Backers of the bill say it’s an effort to get to the bottom of why certain types of oil tax revenue have fallen precipitously in recent years by clarifying the authority of the Legislature’s auditor.

Bill sponsor Sen. Bill Wielechowski, D-Anchorage, said Monday that the veto was “shocking.” The administration’s failure to turn over usable information means lawmakers can’t effectively perform oversight, he said.

“This is information that has been provided to the auditor ever since the auditor has been able to recollect. This information has never not been provided to the state,” he said. “The question the Legislature should be asking right now, and the people of Alaska should be asking is, what is the governor hiding?”

Dunleavy and Revenue Commissioner Adam Crum declined interview requests.

The amount of money deposited in the state’s main rainy-day fund from so-called tax and royalty settlements dropped from $281 million in 2020 to just $3.1 million in 2024, according to documents from the Department of Revenue.

Meanwhile, the Dunleavy administration has cut back on the information it provides to auditors seeking to examine tax payments by oil and gas companies, Legislative Auditor Kris Curtis told lawmakers earlier this year.

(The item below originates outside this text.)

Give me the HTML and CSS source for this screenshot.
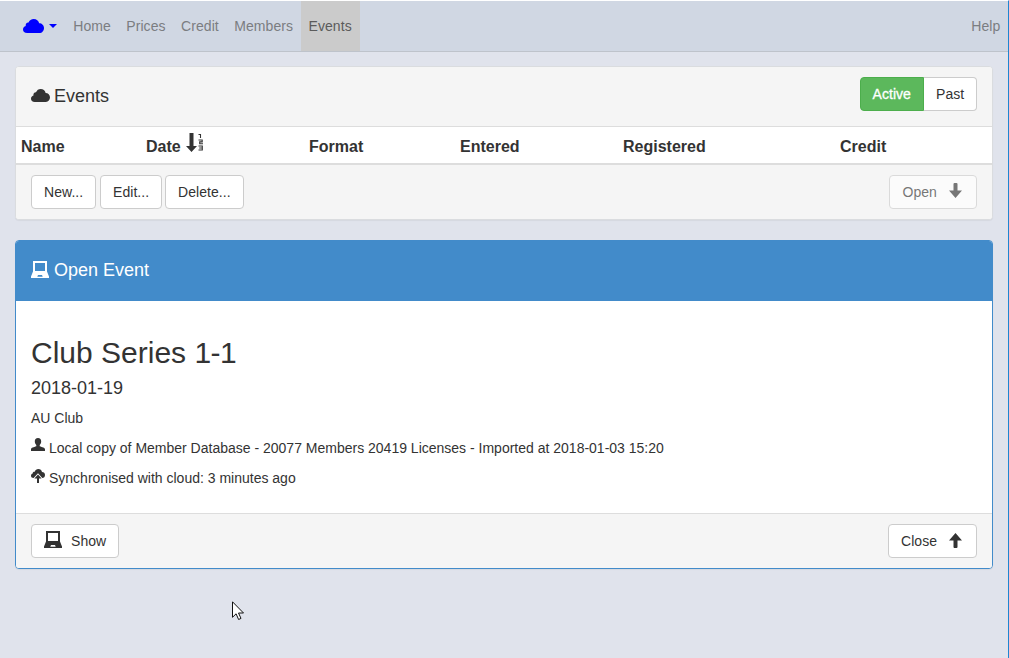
FILE: index.html
```html
<!DOCTYPE html>
<html lang="en">
<head>
<meta charset="utf-8">
<title>Events</title>
<link rel="stylesheet" href="styles.css">
</head>
<body>
<svg class="defs" width="0" height="0" aria-hidden="true">
  <symbol id="cloud" viewBox="0 0 20 14" preserveAspectRatio="none"><path d="M4 14C1.400 14 0 12.600 0 10.500 0 8.700 1 7.500 2.600 7 2.200 5.300 3.400 3.500 5.300 3.600 6.100 1.300 8 0 10.200 0c2.600 0 4.700 1.700 5.200 4.200C18 4.200 20 6.300 20 9c0 2.900-1.800 5-4.300 5z"/></symbol>
  <symbol id="laptop" viewBox="0 0 18 17"><path fill-rule="evenodd" d="M2 0h14v10.500l2 5V17H0v-1.500l2-5zM4 2v8h10V2zM7 14l-.7 1.700h5.400L11 14z"/></symbol>
  <symbol id="arrow" viewBox="0 0 13 15"><path d="M4.500 1Q4.500 0 5.500 0h2q1 0 1 1v6.500H13L6.500 15 0 7.500h4.500z"/></symbol>
</svg>
<nav class="navbar">
  <a class="brand"><svg class="brand-cloud"><use href="#cloud"/></svg><span class="caret"></span></a>
  <a class="link">Home</a>
  <a class="link">Prices</a>
  <a class="link">Credit</a>
  <a class="link">Members</a>
  <a class="link active">Events</a>
  <a class="link help">Help</a>
</nav>
<main>
  <section class="panel">
    <header class="heading">
      <h3><svg class="head-cloud"><use href="#cloud"/></svg>Events</h3>
      <div class="group"><button class="btn success">Active</button><button class="btn past">Past</button></div>
    </header>
    <div class="columns">
      <span>Name</span>
      <span class="date">Date<svg class="sort" viewBox="0 0 18 19"><path d="M3.500 0h4v13H11l-5.500 6L0 13h3.500z"/><path class="digits" d="M12.500 1.500h2v3.500M12.500 7h3.700v1.900h-2.500v1.800h3.300M12.500 13h3.800v4h-3.800M13.200 15h3"/></svg></span>
      <span>Format</span><span>Entered</span><span>Registered</span><span>Credit</span>
    </div>
    <footer class="footer">
      <button class="btn new">New...</button><button class="btn edit">Edit...</button><button class="btn delete">Delete...</button>
      <button class="btn open end" disabled>Open<svg class="arrow"><use href="#arrow"/></svg></button>
    </footer>
  </section>
  <section class="panel primary">
    <header class="heading"><h3><svg class="laptop"><use href="#laptop"/></svg>Open Event</h3></header>
    <div class="body">
      <h2>Club Series <span class="number">1-1</span></h2>
      <h4>2018-01-19</h4>
      <p>AU Club</p>
      <p class="member"><svg class="small-icon" viewBox="0 0 14 13"><path d="M7 0C9.200 0 10.200 1.300 10.200 3.300 10.200 5 9.500 6.400 8.700 7v1.200c2.500 1 5.300 1.300 5.300 3.100V13H0v-1.700C0 9.500 2.800 9.200 5.300 8.200V7C4.500 6.400 3.800 5 3.800 3.300 3.800 1.300 4.800 0 7 0z"/></svg>Local copy of Member Database - 20077 Members 20419 Licenses - Imported at 2018-01-03 15:20</p>
      <p class="sync"><svg class="small-icon sync-icon" viewBox="0 0 14 14"><path d="M2.600 9C1 9 0 8.200 0 6.800c0-1.200.7-2 1.700-2.300C1.600 3.200 2.600 2.500 3.700 2.700 4.300 1 5.700 0 7.300 0c2 0 3.400 1.300 3.700 3 1.800 0 3 1.300 3 3.100C14 7.900 12.900 9 11.300 9L7 4.300z"/><path d="M7 5.600l3.600 4H8V14H6V9.600H3.400z"/></svg>Synchronised with cloud: 3 minutes ago</p>
    </div>
    <footer class="footer">
      <button class="btn show"><svg class="laptop"><use href="#laptop"/></svg>Show</button>
      <button class="btn close end">Close<svg class="arrow up"><use href="#arrow"/></svg></button>
    </footer>
  </section>
</main>
<svg class="cursor" viewBox="0 0 12 19"><path d="M.5.8v15.500l3.600-3.500 2.500 5.700 2.400-1.100-2.500-5.400h5z"/></svg>
</body>
</html>
```
FILE: styles.css
```css
* { box-sizing: border-box; }
body {
  margin: 0;
  height: 658px;
  overflow: hidden;
  border-top: 1px solid #fff;
  border-right: 1px solid #1e86d2;
  background: #e0e3ec;
  color: #333;
  font: 14px/20px "Liberation Sans", Arial, sans-serif;
}
svg { fill: currentColor; flex: none; }
.defs { position: absolute; }
.navbar {
  display: flex;
  height: 51px;
  padding-left: 15px;
  background: #d0d7e3;
  border-bottom: 1px solid #bec3cb;
}
.brand { display: flex; align-items: center; width: 50.500px; padding-left: 8px; color: #00f; }
.brand-cloud { width: 21px; height: 14px; margin-right: 5px; }
.caret { border: 4px solid transparent; border-top-color: #00f; border-bottom: 0; }
.link { padding: 15px 7.700px; color: #7b7d81; letter-spacing: .08px; }
.active { width: 59px; padding-right: 0; background: #cbcbcb; color: #5b5b5b; }
.help { margin-left: auto; }
main { padding: 14px 15px 0; }
.panel {
  height: 154px;
  margin-bottom: 20px;
  border: 1px solid #dadcdf;
  border-radius: 4px;
  background: #fff;
  box-shadow: 0 1px 1px rgba(0,0,0,.05);
  overflow: hidden;
}
.heading {
  display: flex;
  align-items: center;
  justify-content: space-between;
  height: 60px;
  padding: 0 15px;
  background: #f5f5f5;
  border-bottom: 1px solid #ddd;
}
h2, h3, h4 { margin: 0; font-weight: 400; }
h3 { display: flex; align-items: center; margin-bottom: 2px; font-size: 18px; line-height: 20px; }
.head-cloud { width: 19px; height: 13px; margin-right: 4px; }
.group { display: flex; margin-bottom: 5px; }
.btn {
  display: flex;
  align-items: center;
  height: 34px;
  padding: 0 12px;
  border: 1px solid #ccc;
  border-radius: 4px;
  background: #fff;
  color: #333;
  font: 14px/20px "Liberation Sans", Arial, sans-serif;
  letter-spacing: .05px;
}
.success { width: 64px; padding-left: 11.500px; background: #5cb85c; border-color: #4cae4c; color: #fff; border-radius: 4px 0 0 4px; -webkit-text-stroke: .3px #fff; }
.past { width: 53px; border-left: 0; border-radius: 0 4px 4px 0; }
.columns {
  display: grid;
  grid-template-columns: 125px 163px 151px 163px 217px 1fr;
  height: 38px;
  padding: 10px 0 0 5px;
  border-bottom: 2px solid #ddd;
  font-size: 16px;
  font-weight: 700;
}
.date { display: flex; }
.sort { width: 18px; height: 19px; margin: -4px 0 0 5px; }
.digits { fill: none; stroke: currentColor; stroke-width: 1.100; }
.footer { display: flex; height: 55px; padding: 10px 15px; gap: 4px; background: #f5f5f5; }
.new { width: 65px; }
.edit { width: 62px; }
.delete { width: 79px; margin-left: -1px; }
.end { margin-left: auto; }
.open { width: 88px; padding-left: 12.500px; opacity: .65; }
.close { width: 89px; }
.arrow { width: 13px; height: 15px; margin-left: 12px; margin-top: -3px; }
.up { transform: rotate(180deg); margin: -1px 0 0 11.500px; }
.primary { height: 329px; border-color: #428bca; }
.primary .heading { background: #428bca; border-color: #428bca; color: #fff; }
.laptop { width: 18px; height: 17px; margin-right: 5px; }
.body { height: 212px; padding: 35px 15px 0; }
h2 { font-size: 30px; line-height: 33px; }
.number { letter-spacing: -.6px; }
h4 { margin-top: 9px; font-size: 18px; line-height: 20px; }
p { display: flex; margin: 10px 0 0; }
.small-icon { width: 14px; height: 13px; margin: 0 4px 0 0; }
.sync-icon { height: 14px; margin-top: 1px; }
.primary .footer { border-top: 1px solid #ddd; height: 56px; }
.show { width: 88px; }
.show .laptop { margin-right: 9px; margin-top: -3px; }
.cursor { position: absolute; left: 232px; top: 601px; width: 12px; height: 19px; fill: #fff; stroke: #111; }
```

Instead of summary tables provided by past administrations as recently as 2018, Curtis said, the Department of Revenue last year sent her office what she described as a “data dump” — an unintelligible collection of raw data that her office could not assess. She said the department refused to turn over the data in a usable format.

“The most recent reason that they provided was that they were not required to do so by law,” she said at an April hearing. “This interpretation overturns longstanding precedent, and it opens the door for all state agencies to refuse to provide or compile information in the format requested, therefore preventing legislative oversight.”

The bill was the subject of a letter from Senate President Gary Stevens, R-Kodiak, and House Speaker Bryce Edgmon, I-Dillingham, who urged the governor not to veto it.

“Without timely access to complete and usable information,particularly as it pertains to oil and gas production taxes, oversight is impaired, public trust is undermined, and the integrity of our state’s governance is imperiled,” they wrote.

In his veto message, Dunleavy said the bill was an unconstitutional delegation of the Legislature’s authority. The state Constitution gives the state auditor the authority to look over the state’s books, but Dunleavy said the Constitution doesn’t allow the auditor to specify the format for data it requests.

“The Alaska Constitution does not grant to the Auditor or to (the Legislative Budget and Audit Committee) discretion to command the activities of the executive branch by ordering state agency employees to produce work product at their whim and under threat of criminal sanction, nor may the Legislature delegate such an expansive and unchecked authority,” he wrote.

Wielechowski said legislative attorneys had written the bill and had not flagged any constitutional issues.

The bill passed the Senate unanimously and by a 30-10 vote in the House.

Rep. Kevin McCabe, R-Big Lake, who voted against the bill, said the problem was overblown. He said he saw the bill as a “politically motivated” attack on Revenue Commissioner Adam Crum, a possible candidate for the 2026 governor’s race.

“I think that the governor has issues now and again, and I have issues now and again, but I know Mike Dunleavy to be a pretty honest guy,” he said. “I don't think he is intentionally telling the Department of Revenue (or) Adam Crum to hide anything, or to tell any of his departments to hide anything.”

McCabe said he agreed with lawmakers’ desire for transparency on tax issues, but said the bill was the wrong way to accomplish the goal.

Lawmakers could override the veto with a two-thirds vote when they return in January.